A faithful transcription of all the data is required.

--- START OF RECORDED INFORMATION ---

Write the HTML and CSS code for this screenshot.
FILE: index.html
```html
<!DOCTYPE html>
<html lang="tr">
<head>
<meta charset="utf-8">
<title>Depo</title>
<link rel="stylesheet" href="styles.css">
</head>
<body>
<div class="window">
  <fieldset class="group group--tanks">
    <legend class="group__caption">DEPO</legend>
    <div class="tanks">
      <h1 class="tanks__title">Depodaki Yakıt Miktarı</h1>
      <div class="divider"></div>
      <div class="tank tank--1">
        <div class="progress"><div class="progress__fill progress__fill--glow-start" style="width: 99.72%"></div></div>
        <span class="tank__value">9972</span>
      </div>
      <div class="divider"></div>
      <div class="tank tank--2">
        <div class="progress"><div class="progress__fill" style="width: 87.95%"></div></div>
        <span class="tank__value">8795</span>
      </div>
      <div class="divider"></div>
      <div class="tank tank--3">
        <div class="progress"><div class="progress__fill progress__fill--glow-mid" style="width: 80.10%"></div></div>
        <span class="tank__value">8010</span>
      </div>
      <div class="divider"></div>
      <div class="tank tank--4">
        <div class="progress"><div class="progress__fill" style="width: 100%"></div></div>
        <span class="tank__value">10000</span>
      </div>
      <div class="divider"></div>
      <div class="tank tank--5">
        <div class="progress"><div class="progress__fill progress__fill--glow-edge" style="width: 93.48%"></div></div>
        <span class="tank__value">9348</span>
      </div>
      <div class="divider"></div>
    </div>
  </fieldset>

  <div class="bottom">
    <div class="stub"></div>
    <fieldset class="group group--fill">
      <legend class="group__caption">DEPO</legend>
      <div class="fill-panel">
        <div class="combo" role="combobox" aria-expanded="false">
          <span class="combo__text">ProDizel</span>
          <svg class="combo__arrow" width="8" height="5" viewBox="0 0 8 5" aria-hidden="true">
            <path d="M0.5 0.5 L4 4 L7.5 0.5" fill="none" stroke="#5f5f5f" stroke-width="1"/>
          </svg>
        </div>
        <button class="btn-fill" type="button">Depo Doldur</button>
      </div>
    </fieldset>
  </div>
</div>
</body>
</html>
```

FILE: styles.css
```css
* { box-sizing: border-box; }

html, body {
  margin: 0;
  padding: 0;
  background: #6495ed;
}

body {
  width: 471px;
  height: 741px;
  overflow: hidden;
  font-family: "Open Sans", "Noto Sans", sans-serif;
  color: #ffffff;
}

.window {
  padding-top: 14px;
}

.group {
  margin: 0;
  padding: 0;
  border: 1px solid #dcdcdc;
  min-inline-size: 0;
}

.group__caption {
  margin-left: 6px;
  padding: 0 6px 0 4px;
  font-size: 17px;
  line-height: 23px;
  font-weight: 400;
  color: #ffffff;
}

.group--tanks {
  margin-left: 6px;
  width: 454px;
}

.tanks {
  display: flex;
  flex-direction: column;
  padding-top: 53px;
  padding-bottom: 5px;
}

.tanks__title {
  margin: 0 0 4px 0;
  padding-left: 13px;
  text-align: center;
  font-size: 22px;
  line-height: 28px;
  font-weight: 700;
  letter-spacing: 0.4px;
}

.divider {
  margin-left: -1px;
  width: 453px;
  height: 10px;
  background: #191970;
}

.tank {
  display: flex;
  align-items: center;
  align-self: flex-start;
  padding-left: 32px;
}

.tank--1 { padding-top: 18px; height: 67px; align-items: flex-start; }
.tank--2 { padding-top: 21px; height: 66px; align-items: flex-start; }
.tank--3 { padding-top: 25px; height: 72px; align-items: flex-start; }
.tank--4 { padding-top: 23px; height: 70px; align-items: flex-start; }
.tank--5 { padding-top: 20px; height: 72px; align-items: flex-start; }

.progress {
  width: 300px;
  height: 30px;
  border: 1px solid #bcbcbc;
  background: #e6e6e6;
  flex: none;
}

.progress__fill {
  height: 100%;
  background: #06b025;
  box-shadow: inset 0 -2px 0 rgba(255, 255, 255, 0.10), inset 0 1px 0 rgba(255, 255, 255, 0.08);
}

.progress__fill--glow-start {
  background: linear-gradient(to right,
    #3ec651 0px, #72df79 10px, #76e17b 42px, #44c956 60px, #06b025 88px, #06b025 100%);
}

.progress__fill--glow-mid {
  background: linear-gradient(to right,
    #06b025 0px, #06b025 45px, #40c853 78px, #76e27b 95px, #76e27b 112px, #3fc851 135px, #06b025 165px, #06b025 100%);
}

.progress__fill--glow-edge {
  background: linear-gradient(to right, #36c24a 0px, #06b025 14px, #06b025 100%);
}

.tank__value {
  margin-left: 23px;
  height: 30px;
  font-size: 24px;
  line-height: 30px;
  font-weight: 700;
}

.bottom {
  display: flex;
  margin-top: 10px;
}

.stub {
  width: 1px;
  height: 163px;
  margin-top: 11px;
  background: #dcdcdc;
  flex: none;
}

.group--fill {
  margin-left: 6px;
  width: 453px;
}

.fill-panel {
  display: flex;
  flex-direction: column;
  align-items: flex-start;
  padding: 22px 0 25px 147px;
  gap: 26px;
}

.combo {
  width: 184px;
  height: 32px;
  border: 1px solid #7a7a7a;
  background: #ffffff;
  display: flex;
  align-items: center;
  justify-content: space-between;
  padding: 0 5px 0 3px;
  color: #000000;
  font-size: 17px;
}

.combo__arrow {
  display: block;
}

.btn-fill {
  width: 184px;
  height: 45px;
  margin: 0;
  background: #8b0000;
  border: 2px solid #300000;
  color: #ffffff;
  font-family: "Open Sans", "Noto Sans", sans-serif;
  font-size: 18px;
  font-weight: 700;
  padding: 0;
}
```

--- END OF RECORDED INFORMATION ---

*ANSWER BELOW:*
Write the HTML and CSS code for this screenshot.
FILE: index.html
```html
<!DOCTYPE html>
<html lang="tr">
<head>
<meta charset="utf-8">
<title>Depo</title>
<link rel="stylesheet" href="styles.css">
</head>
<body>
<div class="window">
  <fieldset class="group group--tanks">
    <legend class="group__caption">DEPO</legend>
    <div class="tanks">
      <h1 class="tanks__title">Depodaki Yakıt Miktarı</h1>
      <div class="divider"></div>
      <div class="tank tank--1">
        <div class="progress"><div class="progress__fill progress__fill--glow-start" style="width: 99.72%"></div></div>
        <span class="tank__value">9972</span>
      </div>
      <div class="divider"></div>
      <div class="tank tank--2">
        <div class="progress"><div class="progress__fill" style="width: 87.95%"></div></div>
        <span class="tank__value">8795</span>
      </div>
      <div class="divider"></div>
      <div class="tank tank--3">
        <div class="progress"><div class="progress__fill progress__fill--glow-mid" style="width: 80.10%"></div></div>
        <span class="tank__value">8010</span>
      </div>
      <div class="divider"></div>
      <div class="tank tank--4">
        <div class="progress"><div class="progress__fill" style="width: 100%"></div></div>
        <span class="tank__value">10000</span>
      </div>
      <div class="divider"></div>
      <div class="tank tank--5">
        <div class="progress"><div class="progress__fill progress__fill--glow-edge" style="width: 93.48%"></div></div>
        <span class="tank__value">9348</span>
      </div>
      <div class="divider"></div>
    </div>
  </fieldset>

  <div class="bottom">
    <div class="stub"></div>
    <fieldset class="group group--fill">
      <legend class="group__caption">DEPO</legend>
      <div class="fill-panel">
        <div class="combo" role="combobox" aria-expanded="false">
          <span class="combo__text">ProDizel</span>
          <svg class="combo__arrow" width="8" height="5" viewBox="0 0 8 5" aria-hidden="true">
            <path d="M0.5 0.5 L4 4 L7.5 0.5" fill="none" stroke="#5f5f5f" stroke-width="1"/>
          </svg>
        </div>
        <button class="btn-fill" type="button">Depo Doldur</button>
      </div>
    </fieldset>
  </div>
</div>
</body>
</html>
```

FILE: styles.css
```css
* { box-sizing: border-box; }

html, body {
  margin: 0;
  padding: 0;
  background: #6495ed;
}

body {
  width: 471px;
  height: 741px;
  overflow: hidden;
  font-family: "Open Sans", "Noto Sans", sans-serif;
  color: #ffffff;
}

.window {
  padding-top: 14px;
}

.group {
  margin: 0;
  padding: 0;
  border: 1px solid #dcdcdc;
  min-inline-size: 0;
}

.group__caption {
  margin-left: 6px;
  padding: 0 6px 0 4px;
  font-size: 17px;
  line-height: 23px;
  font-weight: 400;
  color: #ffffff;
}

.group--tanks {
  margin-left: 6px;
  width: 454px;
}

.tanks {
  display: flex;
  flex-direction: column;
  padding-top: 53px;
  padding-bottom: 5px;
}

.tanks__title {
  margin: 0 0 4px 0;
  padding-left: 13px;
  text-align: center;
  font-size: 22px;
  line-height: 28px;
  font-weight: 700;
  letter-spacing: 0.4px;
}

.divider {
  margin-left: -1px;
  width: 453px;
  height: 10px;
  background: #191970;
}

.tank {
  display: flex;
  align-items: center;
  align-self: flex-start;
  padding-left: 32px;
}

.tank--1 { padding-top: 18px; height: 67px; align-items: flex-start; }
.tank--2 { padding-top: 21px; height: 66px; align-items: flex-start; }
.tank--3 { padding-top: 25px; height: 72px; align-items: flex-start; }
.tank--4 { padding-top: 23px; height: 70px; align-items: flex-start; }
.tank--5 { padding-top: 20px; height: 72px; align-items: flex-start; }

.progress {
  width: 300px;
  height: 30px;
  border: 1px solid #bcbcbc;
  background: #e6e6e6;
  flex: none;
}

.progress__fill {
  height: 100%;
  background: #06b025;
  box-shadow: inset 0 -2px 0 rgba(255, 255, 255, 0.10), inset 0 1px 0 rgba(255, 255, 255, 0.08);
}

.progress__fill--glow-start {
  background: linear-gradient(to right,
    #3ec651 0px, #72df79 10px, #76e17b 42px, #44c956 60px, #06b025 88px, #06b025 100%);
}

.progress__fill--glow-mid {
  background: linear-gradient(to right,
    #06b025 0px, #06b025 45px, #40c853 78px, #76e27b 95px, #76e27b 112px, #3fc851 135px, #06b025 165px, #06b025 100%);
}

.progress__fill--glow-edge {
  background: linear-gradient(to right, #36c24a 0px, #06b025 14px, #06b025 100%);
}

.tank__value {
  margin-left: 23px;
  height: 30px;
  font-size: 24px;
  line-height: 30px;
  font-weight: 700;
}

.bottom {
  display: flex;
  margin-top: 10px;
}

.stub {
  width: 1px;
  height: 163px;
  margin-top: 11px;
  background: #dcdcdc;
  flex: none;
}

.group--fill {
  margin-left: 6px;
  width: 453px;
}

.fill-panel {
  display: flex;
  flex-direction: column;
  align-items: flex-start;
  padding: 22px 0 25px 147px;
  gap: 26px;
}

.combo {
  width: 184px;
  height: 32px;
  border: 1px solid #7a7a7a;
  background: #ffffff;
  display: flex;
  align-items: center;
  justify-content: space-between;
  padding: 0 5px 0 3px;
  color: #000000;
  font-size: 17px;
}

.combo__arrow {
  display: block;
}

.btn-fill {
  width: 184px;
  height: 45px;
  margin: 0;
  background: #8b0000;
  border: 2px solid #300000;
  color: #ffffff;
  font-family: "Open Sans", "Noto Sans", sans-serif;
  font-size: 18px;
  font-weight: 700;
  padding: 0;
}
```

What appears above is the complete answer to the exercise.